The Gamecocks are expected to play man defense.
"That's their primary stuff, but they'll show some zone, but man is what they want to do," Lockwood said. "If they can guard you man that's what they want to do."
When Tennessee has the ball: The Lady Vols always want to get the ball inside and with the size of Kelley Cain and Alyssia Brewer that will be an early focus.
"Absolutely," Lockwood said. "They've shown that they can be productive for us, so we'd be crazy to start the game and not say, ‘Let's get touches for those guys.' But, again, the key for us with this team has been balance. You want to get them in the scoring option, but also you want the defense to have to play like an accordion – inside-out.
"If they can just spread out and guard you – and sometimes we've settled for threes – it's much easier to guard, but if we can make them have to converge or decide what they're going to do and then play off of it, that's better."
Defensively, the Lady Vols will, as usual now, see how the game unfolds to determine if man or zone is more effective. With Glory Johnson, one of the best perimeter defenders on the bench to open the game, a zone might be the best option against South Carolina's athletic guards.
"It's something to look at because of matchups," Lockwood said. "You've got Lyssi and Taber (Spani), who both have guarded fours (power forwards) and bigs, so if we're in man, one of those two have to guard a perimeter, and it's probably going to be not Lyssi. You have to look at your matchups. We have to be aware of matchups on the floor and pay attention to who's hurting us."
The Gamecocks' style of play also will figure into defensive decisions.
"They've had some trouble shooting from the perimeter so that's something for us to consider, whether we mix up defenses or play more zone," Lockwood said. "That will be a game-time decision."

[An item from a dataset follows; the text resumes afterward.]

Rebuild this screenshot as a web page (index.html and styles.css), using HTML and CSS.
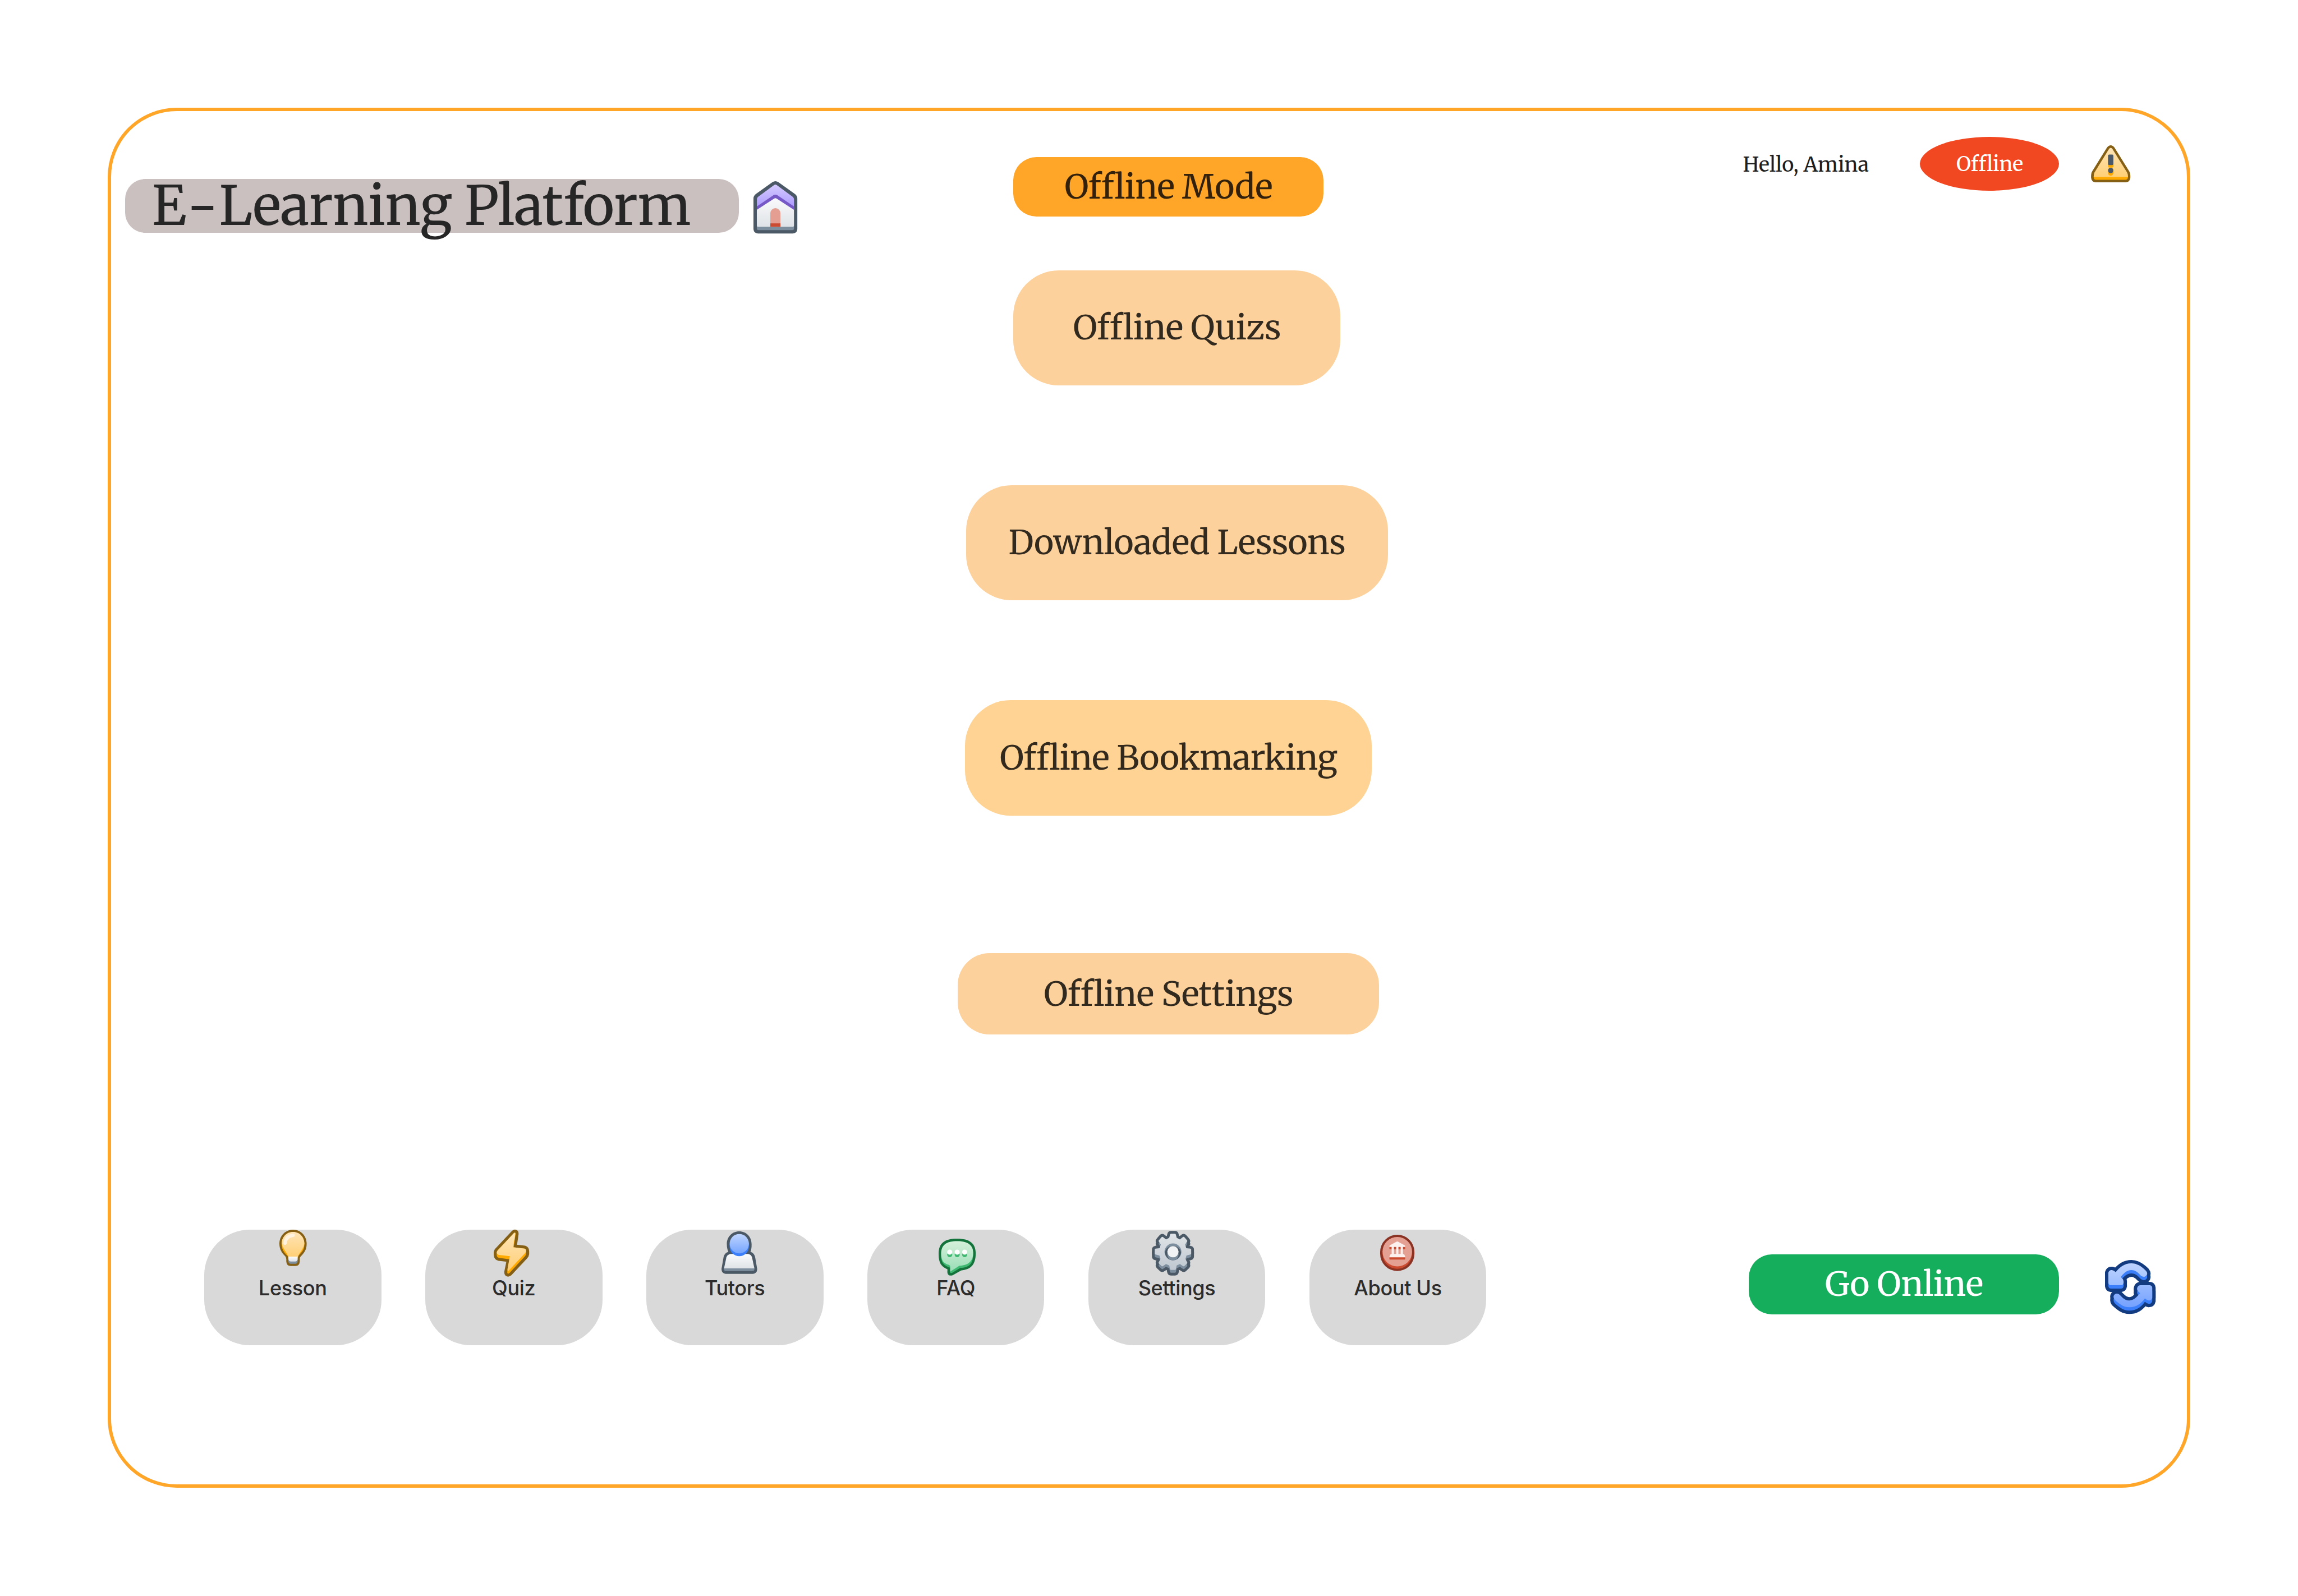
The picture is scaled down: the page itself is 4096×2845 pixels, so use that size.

Summitt echoed the approach on defense.
"A lot depends on our lineup," Summitt said. "When we've got a big lineup, I like it (the zone) in the paint. We might not be quite as good in the open floor. We can go a little more athletic than big. I like the fact that we do have options and that we can look at that throughout the game."
ON TAP: Eight other SEC teams are in action tonight in the following matchups: LSU at Arkansas; Auburn at Florida; Kentucky at Georgia; and Vanderbilt at Mississippi State.
ODDS AND ENDS: Tennessee leads the series with South Carolina, 40-2. The Lady Vols record in Knoxville is 18-0. The Gamecocks last win in the series was a 56-52 win in Columbia on Jan. 23, 1980. Last year's game was close with the Lady Vols taking the win in Knoxville, 68-56, on Jan. 18, 2009. Tennessee will play in Columbia this season on Jan. 31. The win streak over the Gamecocks is at 36 games. … Tennessee is 12-1 in games played on January 7. The last win on this date was against Connecticut, 89-80, in 2006. The first win on January 7 was against Kentucky, 82-57, in 1977. The loss on this date was to Old Dominion, 83-72, in 1997. … Tennessee's record in SEC openers is 25-5, dating back to the beginning of league play in the 1979-80 season. The Lady Vols are 13-2 in home openers and 12-3 on the road. The five losses were inflicted twice by Georgia (1984, 1996); twice by Auburn (1988, 1989) and once by Vanderbilt (1990). … The Lady Vols are stout at home in SEC play with an overall record of 170-12. Only six SEC teams have managed to win in Knoxville – and none did last season, despite that team's struggles – with Auburn, Florida, Kentucky, LSU and Ole Miss claiming victories. LSU and Florida are the only SEC teams to seize victories at Thompson-Boling Arena in the 21st century. Overall, the Lady Vols are 409-65 against SEC teams and have a winning record over every program. Mississippi State has never beaten Tennessee. … South Carolina Coach Dawn Staley upgraded the Gamecocks' out-of-conference schedule with games against Clemson, Penn State, Oklahoma, Notre Dame, North Carolina State and North Carolina. It is the second-strongest schedule in the SEC, behind No. 1 Tennessee, and seven of the non-conference teams participated in postseason play in 2009.
BY THE NUMBERS: Tennessee is averaging 79.7 points a game while allowing opponents to score 56.8. South Carolina averages 68.8 points a game while allowing 67.4. The Lady Vols are shooting 47.1 percent overall, 37.9 percent behind the arc and 70.2 percent from the free throw line. The Gamecocks are shooting 41.3 percent overall, 33.8 percent from long range and 64.2 percent from the line. Tennessee makes an average of 6.2 three-pointers a game while allowing 5.5. South Carolina makes 4.2 threes a game while allowing 4.1.
Tennessee averages 44.6 rebounds a game for a +9.4 margin. South Carolina averages 41.4 boards with a +3.2 margin. The Lady Vols average 16.2 assists and 14.5 turnovers a game. Opponents lose the ball an average of 16.9 times a game. The Gamecocks average 10.2 assists and 20.4 turnovers with foes losing the ball 18.1 times a game. Tennessee averages 7.9 steals and 5.9 blocks a game. South Carolina averages 8.5 steals and 2.7 blocks.